A brief essay on science journalism
By Joel N. Shurkin
Once there was a medical journalist named David Cleary, who worked for many years at the late and lamented Philadelphia Bulletin. Cleary was my competition but I rarely broke out in a sweat.
Cleary went through life sort of backwards and his life was instructive in many ways. He was, for instance, a pleasant drunk, cheerful, friendly and helpful. It was only when he was sober—fortunately, not often—that he was a mean, disrespectful bastard. But in one incident, he was enshrined in my memory forever. In those days, the cancer and heart societies held meetings for medical writers to announce their latest breakthroughs and advances in cures and treatments. By no coincidence, the meetings (held every year in posh resorts) coincided with their fund raising efforts. One day, at a press conference for the president of the American Cancer Society, Cleary stood up and announced he had a list in his hands of every breakthrough announced at the meeting five years earlier. He read them off and then asked whatever happened to those “breakthroughs?” The answer, of course, was nothing. They led nowhere or maybe moved knowledge perhaps a smidgeon. Science doesn’t work in leaps. Science journalism shouldn’t pretend it does.
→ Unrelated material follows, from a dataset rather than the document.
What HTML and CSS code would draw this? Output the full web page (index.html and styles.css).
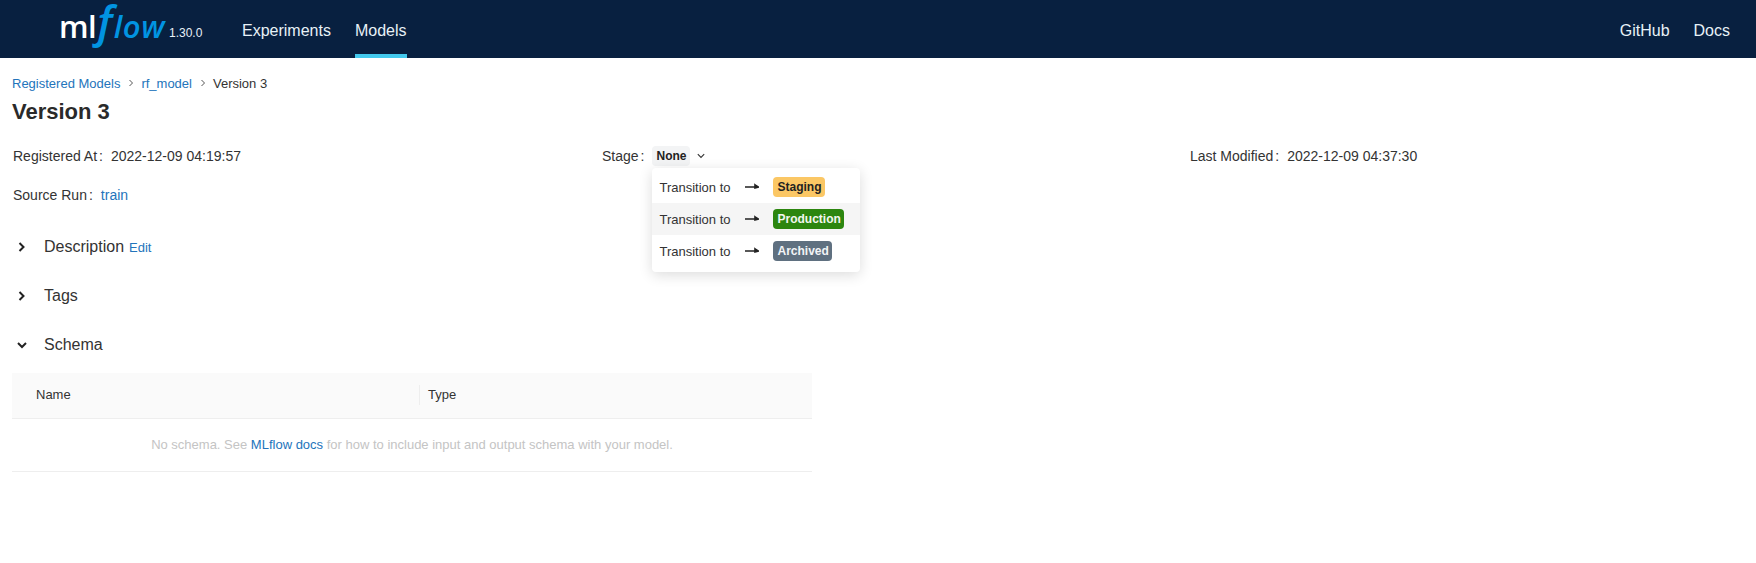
FILE: index.html
```html
<!DOCTYPE html>
<html>
<head>
  <title>MLflow</title>
  <link rel="stylesheet" href="styles.css">
</head>
<body>
  <header class="topbar">
    <div class="logo"><span class="logo-ml">ml</span><span class="logo-flow"><span class="logo-f">f</span>low</span></div>
    <span class="version">1.30.0</span>
    <nav class="nav-main">
      <a class="nav-link" href="#">Experiments</a>
      <a class="nav-link active" href="#">Models</a>
    </nav>
    <nav class="nav-side">
      <a class="nav-link" href="#">GitHub</a>
      <a class="nav-link" href="#">Docs</a>
    </nav>
  </header>

  <main class="content">
    <div class="breadcrumb">
      <a href="#">Registered Models</a>
      <svg class="crumb-sep" width="6" height="8" viewBox="0 0 6 8"><path d="M1.5 1l3 3-3 3" fill="none" stroke="#555" stroke-width="1"/></svg>
      <a href="#">rf_model</a>
      <svg class="crumb-sep" width="6" height="8" viewBox="0 0 6 8"><path d="M1.5 1l3 3-3 3" fill="none" stroke="#555" stroke-width="1"/></svg>
      <span>Version 3</span>
    </div>
    <h1 class="title">Version 3</h1>

    <div class="meta">
      <div class="meta-item"><span class="meta-label">Registered At</span><span class="colon">:</span>2022-12-09 04:19:57</div>
      <div class="meta-item">
        <span class="meta-label">Stage</span><span class="colon">:</span>
        <div class="stage">
          <span class="stage-none">None</span>
          <svg class="stage-caret" width="8" height="6" viewBox="0 0 8 6"><path d="M.8 1.2L4 4.4l3.2-3.2" fill="none" stroke="#333" stroke-width="1.1"/></svg>
          <ul class="menu">
            <li class="menu-item"><span class="menu-text">Transition to</span><svg class="arrow" width="14" height="8" viewBox="0 0 14 8"><path d="M0 4h12M10 1.8L13.4 4 10 5z" fill="#222" stroke="#222" stroke-width="1.6"/></svg><span class="badge staging">Staging</span></li>
            <li class="menu-item hover"><span class="menu-text">Transition to</span><svg class="arrow" width="14" height="8" viewBox="0 0 14 8"><path d="M0 4h12M10 1.8L13.4 4 10 5z" fill="#222" stroke="#222" stroke-width="1.6"/></svg><span class="badge production">Production</span></li>
            <li class="menu-item"><span class="menu-text">Transition to</span><svg class="arrow" width="14" height="8" viewBox="0 0 14 8"><path d="M0 4h12M10 1.8L13.4 4 10 5z" fill="#222" stroke="#222" stroke-width="1.6"/></svg><span class="badge archived">Archived</span></li>
          </ul>
        </div>
      </div>
      <div class="meta-item"><span class="meta-label">Last Modified</span><span class="colon">:</span>2022-12-09 04:37:30</div>
      <div class="meta-item"><span class="meta-label">Source Run</span><span class="colon">:</span><a href="#">train</a></div>
    </div>

    <div class="section">
      <svg class="chevron" width="10" height="12" viewBox="0 0 10 12"><path d="M2.5 2l4 4-4 4" fill="none" stroke="#222" stroke-width="2"/></svg>
      <span class="section-name">Description</span><a class="section-edit" href="#">Edit</a>
    </div>
    <div class="section">
      <svg class="chevron" width="10" height="12" viewBox="0 0 10 12"><path d="M2.5 2l4 4-4 4" fill="none" stroke="#222" stroke-width="2"/></svg>
      <span class="section-name">Tags</span>
    </div>
    <div class="section">
      <svg class="chevron" width="10" height="12" viewBox="0 0 10 12"><path d="M1 4l4 4 4-4" fill="none" stroke="#222" stroke-width="2"/></svg>
      <span class="section-name">Schema</span>
    </div>

    <div class="schema">
      <div class="schema-head">
        <div class="schema-col first">Name</div>
        <div class="schema-col">Type</div>
      </div>
      <div class="schema-empty">No schema. See <a href="#">MLflow docs</a> for how to include input and output schema with your model.</div>
    </div>
  </main>
</body>
</html>
```

FILE: styles.css
```css
* {
  box-sizing: border-box;
}

body {
  margin: 0;
  font: 14px "Liberation Sans", Arial, sans-serif;
  color: #333;
  background: #fff;
}

a {
  color: #2374bb;
  text-decoration: none;
}

.topbar {
  height: 58px;
  background: #082040;
  display: flex;
  align-items: stretch;
  padding-left: 59px;
  color: #e7f1f7;
}

.logo {
  display: flex;
  align-items: baseline;
  width: 110px;
}

.logo-ml {
  font: 600 31px/52px "Open Sans", sans-serif;
  color: #fff;
  letter-spacing: -0.5px;
}

.logo-flow {
  font: italic 600 31px/52px "Open Sans", sans-serif;
  color: #0194e2;
  margin-left: 1px;
  letter-spacing: 0.5px;
}

.logo-f {
  font-size: 44px;
  line-height: 0;
  margin-right: 1px;
}

.version {
  font-size: 12px;
  align-self: center;
  margin-top: 7px;
  width: 73px;
}

.nav-main {
  display: flex;
  gap: 24px;
}

.nav-side {
  display: flex;
  gap: 24px;
  margin-left: auto;
  padding-right: 26px;
}

.nav-link {
  color: #e7f1f7;
  font-size: 16px;
  height: 58px;
  line-height: 62px;
}

.nav-link.active {
  border-bottom: 4px solid #43c9ed;
}

.content {
  padding: 0 12px;
}

.breadcrumb {
  display: flex;
  align-items: center;
  font-size: 13px;
  height: 18px;
  margin-top: 16px;
  color: #333;
}

.crumb-sep {
  margin: 0 7px 0 8px;
}

.title {
  font-size: 22px;
  font-weight: bold;
  line-height: 26px;
  margin: 7px 0 0;
  color: #2a2a2a;
}

.meta {
  display: grid;
  grid-template-columns: 589px 588px 1fr;
  margin-top: 20px;
  padding-left: 1px;
  row-gap: 16px;
}

.meta-item {
  display: flex;
  align-items: center;
  height: 22px;
  color: #333;
}

.meta-item:nth-child(4) {
  margin-top: 1px;
}

.meta-label {
  color: #333;
}

.colon {
  margin: 0 8px 0 2px;
}

.stage {
  position: relative;
  display: flex;
  align-items: center;
}

.stage-none {
  background: #f3f4f5;
  border-radius: 4px;
  font-size: 12px;
  font-weight: bold;
  width: 38px;
  height: 20px;
  line-height: 20px;
  text-align: center;
  color: #222;
}

.stage-caret {
  margin-left: 7px;
}

.menu {
  position: absolute;
  left: 0;
  top: 22px;
  width: 208px;
  margin: 0;
  padding: 3px 0 5px;
  list-style: none;
  background: #fff;
  border-radius: 4px;
  box-shadow: 0 3px 14px rgba(0, 0, 0, 0.14);
  z-index: 2;
}

.menu-item {
  display: flex;
  align-items: center;
  height: 32px;
  padding-left: 7px;
  font-size: 13px;
  color: #333;
}

.menu-item.hover {
  background: #f5f5f5;
}

.menu-text {
  width: 86px;
}

.arrow {
  margin-right: 14px;
}

.badge {
  font-size: 12px;
  font-weight: bold;
  height: 20px;
  line-height: 20px;
  padding: 0 3.5px 0 4px;
  border-radius: 4px;
}

.staging {
  background: #fbc765;
  color: #222;
}

.production {
  background: #2c860f;
  color: #f3f7f0;
}

.archived {
  background: #5f7080;
  color: #f2f4f6;
}

.section {
  display: flex;
  align-items: center;
  height: 24px;
  margin-top: 25px;
  padding-left: 5px;
  font-size: 16px;
  color: #333;
}

.meta + .section {
  margin-top: 29px;
}

.chevron {
  margin-right: 17px;
}

.section-name {
  margin-right: 5px;
}

.section-edit {
  font-size: 13px;
}

.schema {
  width: 800px;
  margin-top: 16px;
  font-size: 13px;
}

.schema-head {
  display: flex;
  align-items: center;
  height: 46px;
  padding-bottom: 1px;
  background: #fafafa;
  border-bottom: 1px solid #eee;
}

.schema-col {
  padding-left: 24px;
  height: 20px;
  line-height: 20px;
  color: #333;
}

.schema-col.first {
  width: 407px;
}

.schema-col + .schema-col {
  padding-left: 8px;
  border-left: 1px solid #eee;
}

.schema-empty {
  height: 53px;
  line-height: 52px;
  text-align: center;
  color: #c4c4c4;
  border-bottom: 1px solid #eee;
}
```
But of course, we know journalism does. Want to keep your job? Keep writing those stories about how x cures y in mice, how mixing z with w will produce vast amounts of cheap energy, and why the sky is falling in—or not. But we know better, don’t we?
Cleary’s life was instructive in another way, but I'm not sure what the lesson is. After he lost his job at the Bulletin (before, I think, the paper folded under the massive assault of Gene Roberts and the Inquirer), he wound up driving a cab. He ended up getting murdered by one of his passengers. I presume he was sober.